Secondo Apple serve per informare gli utenti su come l’app è stata presentata inizialmente e su quale fosse il suo scopo dichiarato quando è stata presentata ad Apple per la revisione”, per evitare che le “app civetta” possano ingannare gli utenti con un aspetto o una descrizione truffaldina. Nel caso dei pagamenti con sistemi esterni all’App Store, il popup avvisa dei rischi associati all’uso di circuiti esterni a quelli controllati da Apple.
Le proteste di Spotify e non solo
Spotify, Epic, Deezer, Paddle e altri 30 sviluppatori e associazioni di categoria hanno inviato venerdì una lettera alla Commissione Europea per protestare contro il modo in cui Apple ha scelto di ottemperare al DMA e chiedendo un’azione rapida e decisiva contro l’azienda di Cupertino.
Secondo i firmatari, la procedura di Notarization, la Core Technology Fee, i popup di avviso sui pagamenti e sull’installazione e altre procedure “non rispondono agli obblighi della legge europea” e sarebbero “una presa in giro” ai danni degli sviluppatori e dell’Unione Europea.
Spotify, Epic e gli altri sostengono inoltre che l’imposizione di una scelta definitiva tra l’App Store e store alternativi, senza possibilità di rivedere la decisione in futuro, pone un onere eccessivo sugli sviluppatori.
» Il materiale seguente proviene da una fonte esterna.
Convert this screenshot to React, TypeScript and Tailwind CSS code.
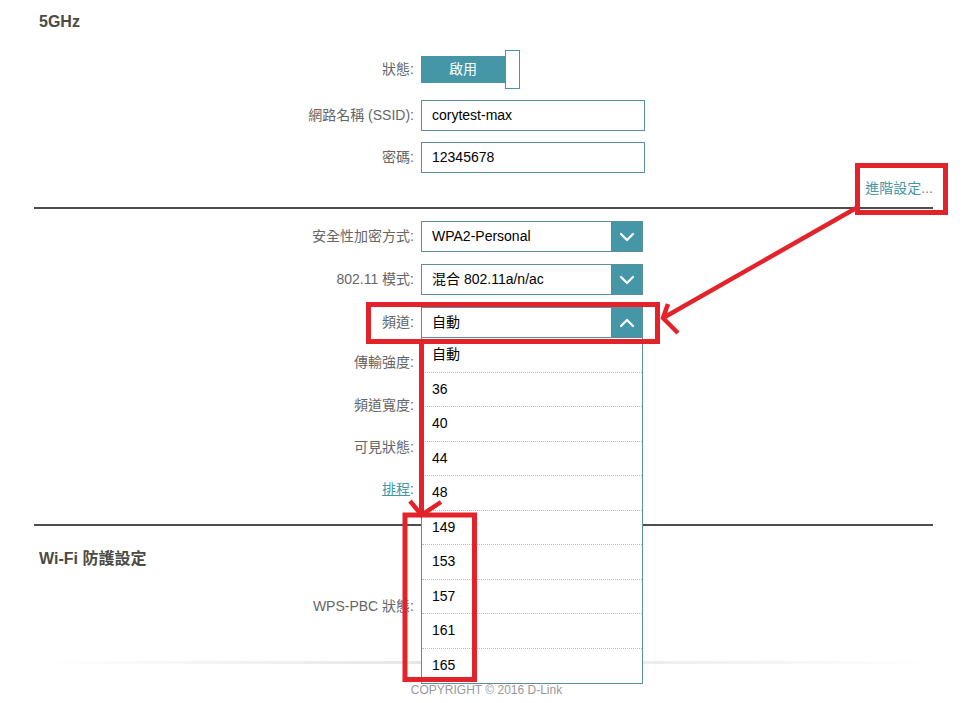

Starà ora all’EU decidere se il modo in cui Apple si è adeguata al DMA risponde alle indicazioni di legge oppure no. Nello specifico, imporre agli sviluppatori una scelta definitiva e irreversibile fra l’App Store e gli store alternativi non sembra violare specificamente alcuna indicazione dell’EU, in quanto in entrambi i casi è garantito un accesso di base alla piattaforma.
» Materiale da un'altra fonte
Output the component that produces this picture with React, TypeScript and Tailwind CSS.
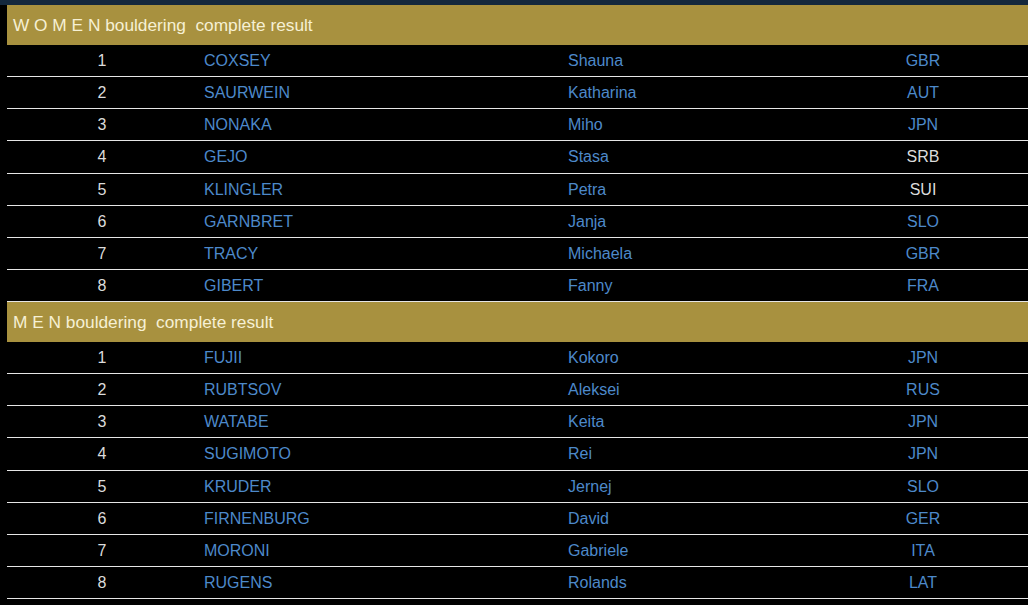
type Row = { rank: number; last: string; first: string; nat: string; natLink?: boolean };

const women: Row[] = [
  { rank: 1, last: "COXSEY", first: "Shauna", nat: "GBR" },
  { rank: 2, last: "SAURWEIN", first: "Katharina", nat: "AUT" },
  { rank: 3, last: "NONAKA", first: "Miho", nat: "JPN" },
  { rank: 4, last: "GEJO", first: "Stasa", nat: "SRB", natLink: false },
  { rank: 5, last: "KLINGLER", first: "Petra", nat: "SUI", natLink: false },
  { rank: 6, last: "GARNBRET", first: "Janja", nat: "SLO" },
  { rank: 7, last: "TRACY", first: "Michaela", nat: "GBR" },
  { rank: 8, last: "GIBERT", first: "Fanny", nat: "FRA" },
];

const men: Row[] = [
  { rank: 1, last: "FUJII", first: "Kokoro", nat: "JPN" },
  { rank: 2, last: "RUBTSOV", first: "Aleksei", nat: "RUS" },
  { rank: 3, last: "WATABE", first: "Keita", nat: "JPN" },
  { rank: 4, last: "SUGIMOTO", first: "Rei", nat: "JPN" },
  { rank: 5, last: "KRUDER", first: "Jernej", nat: "SLO" },
  { rank: 6, last: "FIRNENBURG", first: "David", nat: "GER" },
  { rank: 7, last: "MORONI", first: "Gabriele", nat: "ITA" },
  { rank: 8, last: "RUGENS", first: "Rolands", nat: "LAT" },
];

function Section({ title, rows }: { title: string; rows: Row[] }) {
  return (
    <div>
      <div className="h-10 bg-[#a8913f] flex items-center pl-[6px] pt-[2px] text-[17.3px] text-[#f6f0d4]">
        {title}
      </div>
      {rows.map((r) => (
        <div
          key={r.rank}
          className={
            r.rank === 4
              ? "h-[33px] grid grid-cols-[190px_364px_257px_1fr] items-center border-b border-[#e6e6e6] text-[16px]"
              : "h-8 grid grid-cols-[190px_364px_257px_1fr] items-center border-b border-[#e6e6e6] text-[16px]"
          }
        >
          <div className="text-center text-[#dcdcdc]">{r.rank}</div>
          <div className="pl-[7px] text-[#4d89ca]">{r.last}</div>
          <div className="pl-[7px] text-[#4d89ca]">{r.first}</div>
          <div className={r.natLink === false ? "text-center text-[#dcdcdc]" : "text-center text-[#4d89ca]"}>
            {r.nat}
          </div>
        </div>
      ))}
    </div>
  );
}

export default function App() {
  return (
    <div className="w-[1028px] h-[605px] bg-black overflow-hidden font-['Liberation_Sans',Arial,sans-serif]">
      <div className="h-[5px] bg-[#14283d]" />
      <div className="pl-[7px]">
        <Section title={"W O M E N bouldering\u00a0 complete result"} rows={women} />
        <Section title={"M E N bouldering\u00a0 complete result"} rows={men} />
      </div>
    </div>
  );
}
Tornano le Web App per iOS
Nel frattempo Apple ha però fatto marcia indietro su una delle conseguenze indirette del DMA, cioè la disattivazione delle Web App di Safari. Le web app, introdotte con iOS 16, permettono di salvare un sito e usarlo come fosse un’app nativa direttamente dalla schermata Home. Le app web hanno accesso, tramite il motore del browser Safari, WebKit, ad alcune funzioni di base di sistema (principalmente le notifiche).
Secondo l’interpretazione del DMA data da Apple, la necessità di aprire a motori diversi da WebKit avrebbe abilitato web app basate su altri sistemi, potenzialmente pericolose data l’impossibilità di limitare l’accesso ad altre funzioni chiave del sistema, come il microfono o la fotocamera. Per questo Apple aveva scelto di rinunciare a una funzione di iOS, piuttosto che aprire a una totale liberalizzazione delle applicazioni web.
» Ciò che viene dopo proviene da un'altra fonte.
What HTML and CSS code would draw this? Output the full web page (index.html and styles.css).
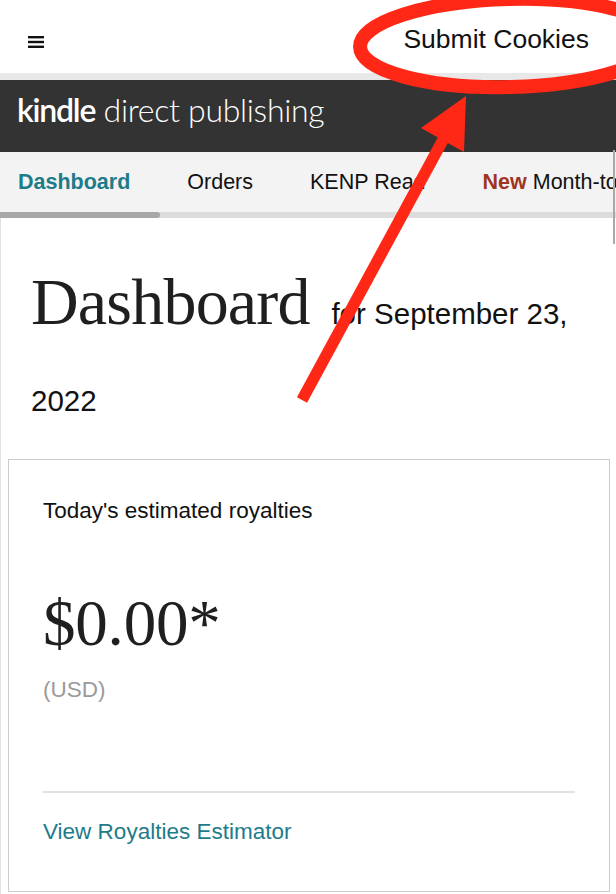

Alla vigilia della pubblicazione di iOS 17.4 ecco però il ripensamento: le Web App rimarranno attive. Non è ancora ben chiaro il motivo di questa marcia indietro, ma l’ipotesi più probabile è che la lettura del DMA da parte del dipartimento legale Apple fosse un po’ troppo stringente. Apple potrebbe aver ricevuto una garanzia, forse proprio dalla Commissione Europea, circa la possibilità di imporre di WebKit come unico motore disponibile per le Web App su iOS.
Cos’è il Digital Markets Act
Il Digital Markets Act è il nuovo regolamento sui mercati digitali, approvato dal Parlamento Europeo il 5 luglio 2022 insieme al Digital Services Act (DSA), che disciplina i servizi digitali. Le due norme insieme costituiscono il Digital Services Package, in vigore dal 2 maggio 2023, ma pienamente operativo solo dalla primavera del 2024.
Il DMA nasce per contrastare l’abuso di posizione dominante dei cosiddetti gatekeeper (guardiani), quelle società che hanno il controllo dell’accesso ai mercati digitali per la loro maggiore disponibilità economica e finanziaria, per l’elevato numero di utenti o per la capacità di porsi come intermediari. È il caso di Google, Amazon, Apple, Meta e Microsoft (ma non solo), che ricoprono un ruolo infrastrutturale, stabilendo standard e regole cui devono adeguarsi tutti. L’obiettivo del regolamento è quello di prevenire comportamenti scorretti da parte dei Big Tech e favorire innovazione e concorrenza nei mercati digitali.
Nel dettaglio, il Digital Markets Act si applica alle aziende che forniscono browser, servizi di messaggistica o social media ad almeno 45 milioni di utenti finali mensili nell’UE. Allo stesso tempo, devono avere 10.000 utenti commerciali annuali, una capitalizzazione di mercato di almeno 75 miliardi di euro o un fatturato annuo di 7,5 miliardi di euro. Per dimensioni, fatturato e grado di penetrazione nel mercato, l’azienda di Cupertino è senza dubbio considerabile come gatekeeper da diversi punti di vista.